Both these issues can be addressed by design, for example the second is addressed by generally reducing the number of rolls for each spell (in 3e we could occasionally have an attack roll, a ST, a check vs SR, and damage/effect rolls all for one spell) and designing simpler spells.

The first (too many choices every round) can be improved by lowering the amount of known spells or spells per day. But at the same time 5e is going to the other direction with cantrips at will and retaining prepared spells.
 

delericho

Legend
That's what I meant, that the majority of gamers wouldn't prefer reducing the number of rounds* as the way to shorten how long it takes to run a combat encounter, they would prefer shortening how long it takes to resolve each turn/round.

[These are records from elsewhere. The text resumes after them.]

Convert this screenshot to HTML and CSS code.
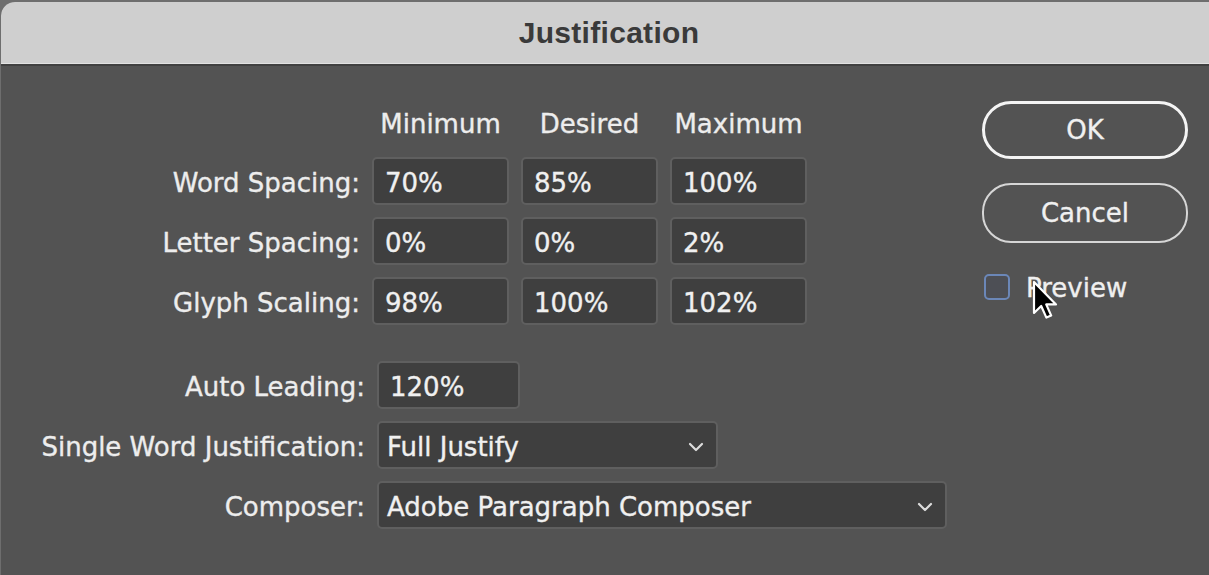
FILE: index.html
```html
<!DOCTYPE html>
<html>
<head>
<meta charset="utf-8">
<link rel="stylesheet" href="styles.css">
</head>
<body>
<div class="window">
  <div class="titlebar"><span class="title">Justification</span></div>
  <div class="content">
    <div class="form">
      <div class="grid grid-top">
        <div></div>
        <div class="colhead">Minimum</div>
        <div class="colhead">Desired</div>
        <div class="colhead">Maximum</div>

        <div class="label">Word Spacing:</div>
        <div class="field">70%</div>
        <div class="field">85%</div>
        <div class="field">100%</div>

        <div class="label">Letter Spacing:</div>
        <div class="field">0%</div>
        <div class="field">0%</div>
        <div class="field">2%</div>

        <div class="label">Glyph Scaling:</div>
        <div class="field">98%</div>
        <div class="field">100%</div>
        <div class="field">102%</div>
      </div>

      <div class="grid grid-bottom">
        <div class="label">Auto Leading:</div>
        <div class="field field-leading">120%</div>

        <div class="label">Single Word Justification:</div>
        <div class="field select select-single">
          <span>Full Justify</span>
          <svg class="chev" width="16" height="10" viewBox="0 0 16 10"><path d="M2 2 L8 8 L14 2" fill="none" stroke="#dcdcdc" stroke-width="2.2" stroke-linecap="round" stroke-linejoin="round"/></svg>
        </div>

        <div class="label">Composer:</div>
        <div class="field select select-composer">
          <span>Adobe Paragraph Composer</span>
          <svg class="chev" width="16" height="10" viewBox="0 0 16 10"><path d="M2 2 L8 8 L14 2" fill="none" stroke="#dcdcdc" stroke-width="2.2" stroke-linecap="round" stroke-linejoin="round"/></svg>
        </div>
      </div>
    </div>

    <div class="side">
      <div class="btn btn-ok">OK</div>
      <div class="btn btn-cancel">Cancel</div>
      <div class="check">
        <span class="box"></span>
        <span class="check-label">Preview</span>
        <svg class="cursor" width="26" height="40" viewBox="0 0 13 20">
          <path d="M1 1 L1 16.5 L4.6 13 L7.2 18.8 L9.6 17.8 L7.1 12.2 L12 12.2 Z" fill="#000" stroke="#fff" stroke-width="1.1" stroke-linejoin="round"/>
        </svg>
      </div>
    </div>
  </div>
</div>
</body>
</html>
```

FILE: styles.css
```css
html, body {
  margin: 0;
  padding: 0;
  background: #6e6e6e;
}

body {
  width: 1209px;
  height: 575px;
  overflow: hidden;
  font-family: "DejaVu Sans", "Open Sans", sans-serif;
}

.window {
  margin-top: 2px;
  margin-left: 1px;
  height: 573px;
  background: #535353;
  border-top-left-radius: 14px;
  overflow: hidden;
  display: flex;
  flex-direction: column;
}

.titlebar {
  height: 61px;
  background: #cfcfcf;
  border-bottom: 1px solid #e2e2e2;
  box-shadow: 0 2px 0 #404040;
  display: flex;
  align-items: center;
  justify-content: center;
}

.title {
  font-family: "Liberation Sans", Arial, sans-serif;
  font-weight: bold;
  font-size: 30px;
  color: #3a3a3a;
  padding-left: 8px;
  letter-spacing: 0.3px;
}

.content {
  flex: 1;
  display: flex;
  justify-content: space-between;
  padding-top: 35px;
}

.form {
  display: flex;
  flex-direction: column;
}

.grid {
  display: grid;
  column-gap: 12px;
  row-gap: 12px;
  align-items: center;
}

.grid-top {
  grid-template-columns: 359px 137px 137px 137px;
  grid-template-rows: 46px 48px 48px 48px;
}

.grid-bottom {
  margin-top: 36px;
  grid-template-columns: 364px auto;
  grid-template-rows: 48px 48px 48px;
  justify-items: start;
}

.colhead,
.label,
.field,
.btn,
.check-label {
  font-size: 26px;
  color: #ededed;
  white-space: nowrap;
  -webkit-text-stroke: 0.35px currentColor;
}

.colhead {
  text-align: center;
  padding-top: 4px;
}

.label {
  justify-self: end;
  text-align: right;
  padding-top: 4px;
}

.field {
  box-sizing: border-box;
  height: 48px;
  background: #3f3f3f;
  border: 2px solid #5f5f5f;
  border-radius: 5px;
  padding-left: 11px;
  padding-top: 3px;
  display: flex;
  align-items: center;
  color: #f0f0f0;
}

.field-leading {
  width: 143px;
}

.select {
  justify-content: space-between;
  padding-left: 8px;
  padding-right: 12px;
}

.select-single {
  width: 341px;
}

.select-composer {
  width: 570px;
}

.side {
  width: 206px;
  margin-right: 21px;
  display: flex;
  flex-direction: column;
  padding-top: 2px;
}

.btn {
  box-sizing: border-box;
  height: 58px;
  border-radius: 29px;
  display: flex;
  align-items: center;
  justify-content: center;
  color: #f0f0f0;
}

.btn-ok {
  border: 3px solid #f4f4f4;
}

.btn-cancel {
  margin-top: 24px;
  height: 60px;
  border: 2px solid #d6d6d6;
}

.check {
  position: relative;
  margin-top: 27px;
  display: flex;
  align-items: center;
  padding-left: 2px;
}

.box {
  box-sizing: border-box;
  width: 26px;
  height: 26px;
  border: 2px solid #6b87b8;
  border-radius: 5px;
  background: #4d4f55;
}

.check-label {
  margin-left: 16px;
  color: #efefef;
  padding-top: 3px;
}

.cursor {
  position: absolute;
  left: 50px;
  top: 10px;
}
```
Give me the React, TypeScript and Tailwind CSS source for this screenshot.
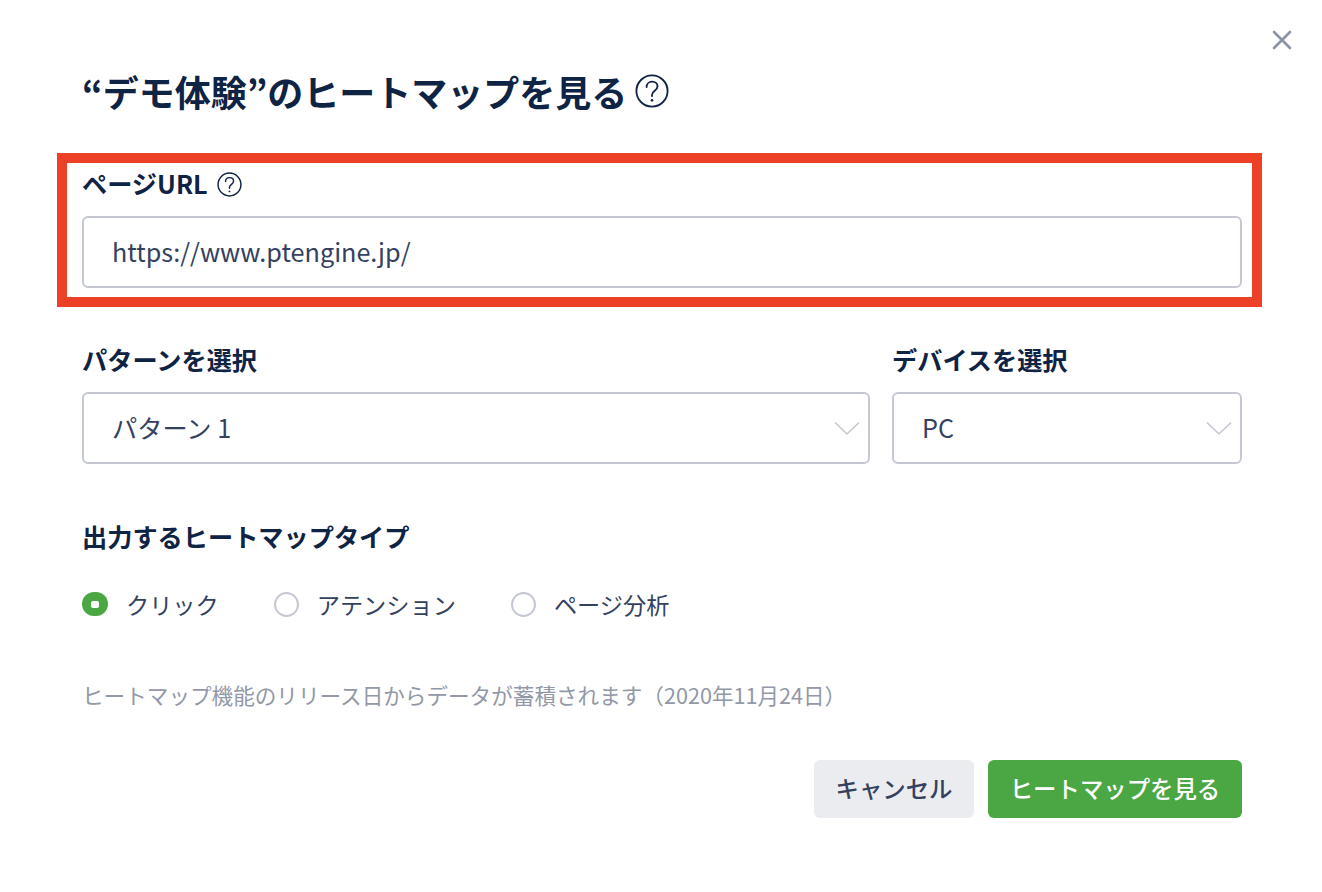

*actually maybe you had in mind the typical number of rounds in 4e, so this could be why you say that also reducing that number is required?

Yes. My experience has been that 4e rounds are considerably shorter than the 3e equivalents (except at 3e's lowest levels), but that a 4e combat has many more rounds than the 3e equivalent.

Either way, the net effect was that combats take too long.

As you say, spellcasters make each round longer to resolve, both because of the amount of possible choices they have to sort through before taking action, and because resolving a spell (i.e. adjudicating the results) often takes longer than resolving an attack roll.

The issue we're having with high-level 3e is very definitely one of resolution, rather than of too many choices - we're pretty efficient about having people ready with their actions when their turn comes up. Of course, that's not universal.
 

Aeolius

Adventurer
I think there is a huge issue here. People want combat to be interesting but they also want it to be short

What happened to the idea that 5e would have "dials" of complexity? Personally, I would dial combat back down to the "init/to hit/damage" level, as I run my game online and the number of die rolls, numbers, and adjustments often gets in the way of the story. My games are intentionally combat-light because of this.